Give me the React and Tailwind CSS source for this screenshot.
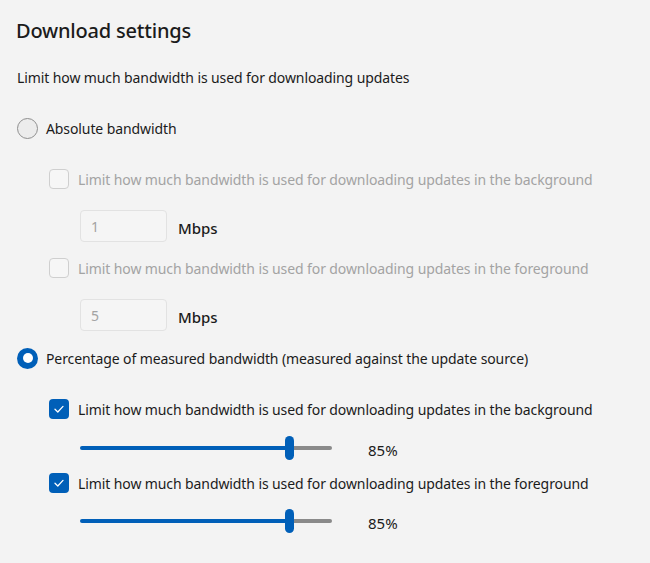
import React from "react";

const font = { fontFamily: '"Noto Sans", "Open Sans", sans-serif' };

function Radio({ checked, label }) {
  return (
    <div className="flex items-center h-[20px] ml-[1px]">
      {checked ? (
        <div className="w-[21px] h-[21px] rounded-full bg-[#005fb8] flex items-center justify-center">
          <div className="w-[10px] h-[10px] rounded-full bg-white" />
        </div>
      ) : (
        <div className="w-[21px] h-[21px] rounded-full border border-[#8f8f8f] bg-[#ececec]" />
      )}
      <span className="ml-[8px] text-[14px] text-[#1b1b1b] tracking-[-0.1px]">{label}</span>
    </div>
  );
}

function Checkbox({ checked, disabled, label }) {
  return (
    <div className="flex items-center h-[20px] ml-[33px]">
      {checked ? (
        <div className="w-[20px] h-[20px] rounded-[4px] bg-[#005fb8] flex items-center justify-center">
          <svg width="12" height="12" viewBox="0 0 12 12" fill="none">
            <path d="M2 6.3 L4.8 9 L10 3.4" stroke="white" strokeWidth="1.3" strokeLinecap="round" strokeLinejoin="round" />
          </svg>
        </div>
      ) : (
        <div className="w-[20px] h-[20px] rounded-[4px] border border-[#cfcfcf] bg-[#f6f6f6]" />
      )}
      <span
        className={
          "ml-[9px] text-[14px] tracking-[-0.1px] " +
          (disabled ? "text-[#a3a3a3]" : "text-[#1b1b1b]")
        }
      >
        {label}
      </span>
    </div>
  );
}

function NumberInput({ value }) {
  return (
    <div className="flex items-center ml-[64px] h-[32px]">
      <div className="w-[87px] h-[32px] rounded-[4px] border border-[#e2e2e2] bg-[#f5f5f5] flex items-center pl-[10px] text-[14px] text-[#a3a3a3]">
        {value}
      </div>
      <span className="ml-[11px] mt-[5px] text-[15px] font-medium text-[#1b1b1b]">Mbps</span>
    </div>
  );
}

function Slider({ pct }) {
  return (
    <div className="flex items-center ml-[64px] h-[24px]">
      <div className="relative w-[252px] h-[24px] flex items-center">
        <div className="w-[205px] h-[4px] bg-[#005fb8] rounded-l-full" />
        <div className="flex-1 h-[4px] bg-[#8a8a8a] rounded-r-full" />
        <div className="absolute left-[205px] top-0 w-[9px] h-[24px] rounded-full bg-[#005fb8]" />
      </div>
      <span className="ml-[36px] mt-[5px] text-[15px] text-[#1b1b1b]">{pct}%</span>
    </div>
  );
}

export default function App() {
  const bg = "Limit how much bandwidth is used for downloading updates in the background";
  const fg = "Limit how much bandwidth is used for downloading updates in the foreground";
  return (
    <div className="w-[650px] h-[563px] bg-[#f3f3f3] overflow-hidden" style={font}>
      <div className="flex flex-col pl-[16px]">
        <div className="mt-[16px] h-[30px] flex items-center text-[20px] font-medium text-[#1b1b1b] tracking-[-0.2px]">
          Download settings
        </div>
        <div className="mt-[21px] h-[20px] flex items-center text-[14px] text-[#1b1b1b] ml-[1px] tracking-[-0.1px]">
          Limit how much bandwidth is used for downloading updates
        </div>
        <div className="mt-[31px]">
          <Radio label="Absolute bandwidth" />
        </div>
        <div className="mt-[31px]">
          <Checkbox disabled label={bg} />
        </div>
        <div className="mt-[21px]">
          <NumberInput value="1" />
        </div>
        <div className="mt-[16px]">
          <Checkbox disabled label={fg} />
        </div>
        <div className="mt-[21px]">
          <NumberInput value="5" />
        </div>
        <div className="mt-[17px]">
          <Radio checked label="Percentage of measured bandwidth (measured against the update source)" />
        </div>
        <div className="mt-[31px]">
          <Checkbox checked label={bg} />
        </div>
        <div className="mt-[17px]">
          <Slider pct={85} />
        </div>
        <div className="mt-[13px]">
          <Checkbox checked label={fg} />
        </div>
        <div className="mt-[16px]">
          <Slider pct={85} />
        </div>
      </div>
    </div>
  );
}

**Brief:**
Exclude the images and reproduce the remaining data exactly.

**The response:**
Give me the React and Tailwind CSS source for this screenshot.
import React from "react";

const font = { fontFamily: '"Noto Sans", "Open Sans", sans-serif' };

function Radio({ checked, label }) {
  return (
    <div className="flex items-center h-[20px] ml-[1px]">
      {checked ? (
        <div className="w-[21px] h-[21px] rounded-full bg-[#005fb8] flex items-center justify-center">
          <div className="w-[10px] h-[10px] rounded-full bg-white" />
        </div>
      ) : (
        <div className="w-[21px] h-[21px] rounded-full border border-[#8f8f8f] bg-[#ececec]" />
      )}
      <span className="ml-[8px] text-[14px] text-[#1b1b1b] tracking-[-0.1px]">{label}</span>
    </div>
  );
}

function Checkbox({ checked, disabled, label }) {
  return (
    <div className="flex items-center h-[20px] ml-[33px]">
      {checked ? (
        <div className="w-[20px] h-[20px] rounded-[4px] bg-[#005fb8] flex items-center justify-center">
          <svg width="12" height="12" viewBox="0 0 12 12" fill="none">
            <path d="M2 6.3 L4.8 9 L10 3.4" stroke="white" strokeWidth="1.3" strokeLinecap="round" strokeLinejoin="round" />
          </svg>
        </div>
      ) : (
        <div className="w-[20px] h-[20px] rounded-[4px] border border-[#cfcfcf] bg-[#f6f6f6]" />
      )}
      <span
        className={
          "ml-[9px] text-[14px] tracking-[-0.1px] " +
          (disabled ? "text-[#a3a3a3]" : "text-[#1b1b1b]")
        }
      >
        {label}
      </span>
    </div>
  );
}

function NumberInput({ value }) {
  return (
    <div className="flex items-center ml-[64px] h-[32px]">
      <div className="w-[87px] h-[32px] rounded-[4px] border border-[#e2e2e2] bg-[#f5f5f5] flex items-center pl-[10px] text-[14px] text-[#a3a3a3]">
        {value}
      </div>
      <span className="ml-[11px] mt-[5px] text-[15px] font-medium text-[#1b1b1b]">Mbps</span>
    </div>
  );
}

function Slider({ pct }) {
  return (
    <div className="flex items-center ml-[64px] h-[24px]">
      <div className="relative w-[252px] h-[24px] flex items-center">
        <div className="w-[205px] h-[4px] bg-[#005fb8] rounded-l-full" />
        <div className="flex-1 h-[4px] bg-[#8a8a8a] rounded-r-full" />
        <div className="absolute left-[205px] top-0 w-[9px] h-[24px] rounded-full bg-[#005fb8]" />
      </div>
      <span className="ml-[36px] mt-[5px] text-[15px] text-[#1b1b1b]">{pct}%</span>
    </div>
  );
}

export default function App() {
  const bg = "Limit how much bandwidth is used for downloading updates in the background";
  const fg = "Limit how much bandwidth is used for downloading updates in the foreground";
  return (
    <div className="w-[650px] h-[563px] bg-[#f3f3f3] overflow-hidden" style={font}>
      <div className="flex flex-col pl-[16px]">
        <div className="mt-[16px] h-[30px] flex items-center text-[20px] font-medium text-[#1b1b1b] tracking-[-0.2px]">
          Download settings
        </div>
        <div className="mt-[21px] h-[20px] flex items-center text-[14px] text-[#1b1b1b] ml-[1px] tracking-[-0.1px]">
          Limit how much bandwidth is used for downloading updates
        </div>
        <div className="mt-[31px]">
          <Radio label="Absolute bandwidth" />
        </div>
        <div className="mt-[31px]">
          <Checkbox disabled label={bg} />
        </div>
        <div className="mt-[21px]">
          <NumberInput value="1" />
        </div>
        <div className="mt-[16px]">
          <Checkbox disabled label={fg} />
        </div>
        <div className="mt-[21px]">
          <NumberInput value="5" />
        </div>
        <div className="mt-[17px]">
          <Radio checked label="Percentage of measured bandwidth (measured against the update source)" />
        </div>
        <div className="mt-[31px]">
          <Checkbox checked label={bg} />
        </div>
        <div className="mt-[17px]">
          <Slider pct={85} />
        </div>
        <div className="mt-[13px]">
          <Checkbox checked label={fg} />
        </div>
        <div className="mt-[16px]">
          <Slider pct={85} />
        </div>
      </div>
    </div>
  );
}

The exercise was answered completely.